INMiND Consortium Met for the Fourth time to discuss Key Achievements

For the fourth time the INMiND consortium came together to discuss the key developments the project achieved in questing the dynamics of microglia activation and its contribution to neuronal degeneration and regeneration by molecular imaging technologies in vivo under various paradigms including immunomodulation.

On February 25 and 26, 62 researchers ranging from basic scientists to clinicians and from students to principle investigators from 13 countries gathered in the wonderful city of Salzburg, Austria to present their scientific progress. The work package leaders of the nine scientific work packages and the training work package presented the latest results and discussed further steps to be undertaken in the last project year to bring the ambitious project to a successful end.
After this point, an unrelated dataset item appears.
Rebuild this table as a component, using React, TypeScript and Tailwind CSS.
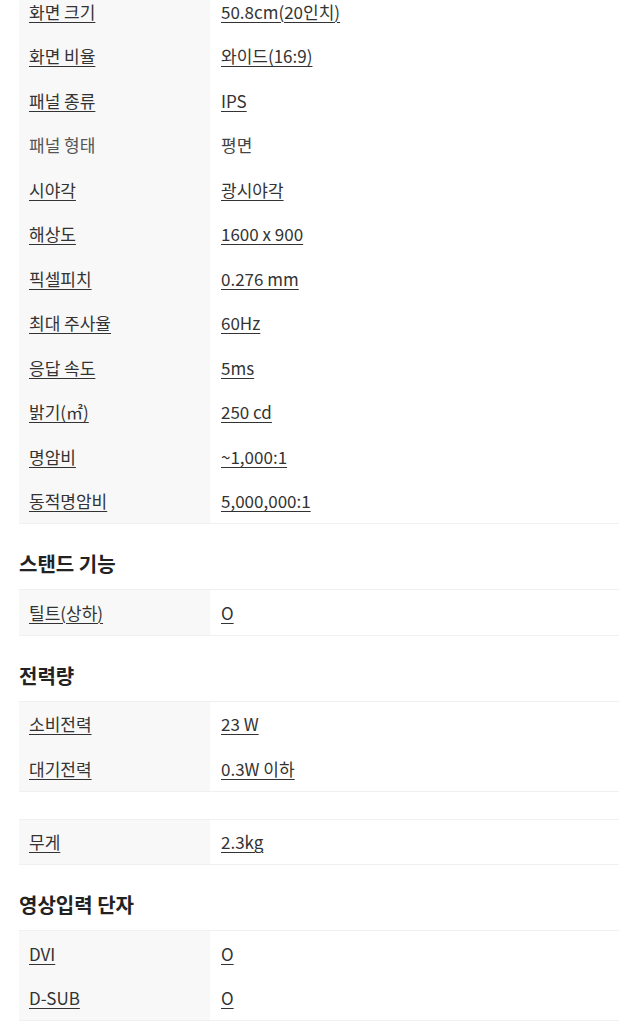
import React from "react";

type Row = { k: string; v: string; plain?: boolean };

const main: Row[] = [
  { k: "화면 크기", v: "50.8cm(20인치)" },
  { k: "화면 비율", v: "와이드(16:9)" },
  { k: "패널 종류", v: "IPS" },
  { k: "패널 형태", v: "평면", plain: true },
  { k: "시야각", v: "광시야각" },
  { k: "해상도", v: "1600 x 900" },
  { k: "픽셀피치", v: "0.276 mm" },
  { k: "최대 주사율", v: "60Hz" },
  { k: "응답 속도", v: "5ms" },
  { k: "밝기(㎡)", v: "250 cd" },
  { k: "명암비", v: "~1,000:1" },
  { k: "동적명암비", v: "5,000,000:1" },
];

function Table({ rows, className = "" }: { rows: Row[]; className?: string }) {
  return (
    <div className={"border-y border-[#f0f0f0] " + className}>
      {rows.map((r) => (
        <div key={r.k} className="flex h-[44.5px]">
          <div className="w-[191px] shrink-0 bg-[#f8f8f8] flex items-center pl-[10px]">
            <span
              className={
                r.plain
                  ? "text-[#555]"
                  : "text-[#333] underline underline-offset-[3px] decoration-[1px]"
              }
            >
              {r.k}
            </span>
          </div>
          <div className="flex-1 flex items-center pl-[11px]">
            <span
              className={
                r.plain
                  ? "text-[#444]"
                  : "text-[#333] underline underline-offset-[3px] decoration-[1px]"
              }
            >
              {r.v}
            </span>
          </div>
        </div>
      ))}
    </div>
  );
}

function Heading({ children }: { children: React.ReactNode }) {
  return (
    <div className="mt-[27px] mb-[12px] h-[26px] flex items-center text-[20px] font-bold text-[#222] leading-none">
      {children}
    </div>
  );
}

export default function App() {
  return (
    <div
      className="w-[633px] h-[1024px] overflow-hidden bg-white pl-[19px] pr-[14px] text-[17px] leading-none"
      style={{ fontFamily: '"Noto Sans CJK KR", "Noto Sans", sans-serif' }}
    >
      <Table rows={main} className="-mt-[11px] border-t-0" />
      <Heading>스탠드 기능</Heading>
      <Table rows={[{ k: "틸트(상하)", v: "O" }]} />
      <Heading>전력량</Heading>
      <Table
        rows={[
          { k: "소비전력", v: "23 W" },
          { k: "대기전력", v: "0.3W 이하" },
        ]}
      />
      <Table rows={[{ k: "무게", v: "2.3kg" }]} className="mt-[27px]" />
      <Heading>영상입력 단자</Heading>
      <Table
        rows={[
          { k: "DVI", v: "O" },
          { k: "D-SUB", v: "O" },
        ]}
      />
    </div>
  );
}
In addition Prof Fuchs (University of Bonn and Linz) of the project’s Ethical Advisory Committee joined the meeting and monitored the ethical issues arising from the INMiND research.

During the individual scientific work package presentations and discussions it became clear that the excellent work that had been performed by all project partners was also continued in the forth project year in all research fields. Moreover, the training offer organised by the training work package attracted so far more than 400 researchers, not only from within the INMiND consortium but also from external academic and non-academic research institutes. These researchers took the opportunity to participate in high level trainings, broaden their skills in a wide range of research topics in the field of neuroinflammation and neurodegeneration (NIND) imaging and discuss the state of the art and ways to improve current imaging of NIND.
Among the main scientific results discussed during the fourth annual meeting were the further biological validation of the identified new imaging targets for M2-specific microglia and the successful development and radiolabelling of several compounds directed to these targets. These ligands will undergo detailed analysis of their in vitro and in vivo performance in the next period, including first in human application for 1 of the newly developed radiotracers directed to the P2X7 receptor. Since the beginning of the project a whole range of contrast agents (radiotracers, but also MRI and OI agents) directed to several NIND targets have been tested to unravel the molecular mechanisms involved in NIND, not only in various animal models but also in patients, both in normal disease progression and under various pharmacological manipulations. Results of these studies will be combined in several consensus papers. The INMiND imaging-guided randomised prospective clinical trial on the effect of immunomodulation in patients with mild cognitive impairment could finally get started after some difficulties in obtaining the study drug and imaging agents. First patients underwent baseline imaging and will start drug administration. Within the last year a European database of (R)-[11C]PK11195 data in normal subjects was completed and will be used to assess variability between institutes, to investigate age and gender effects (for which individual data sets are too small), and to serve as a central pool of normal data that can be used for studies in patients (centres do not have to collect additional healthy volunteers).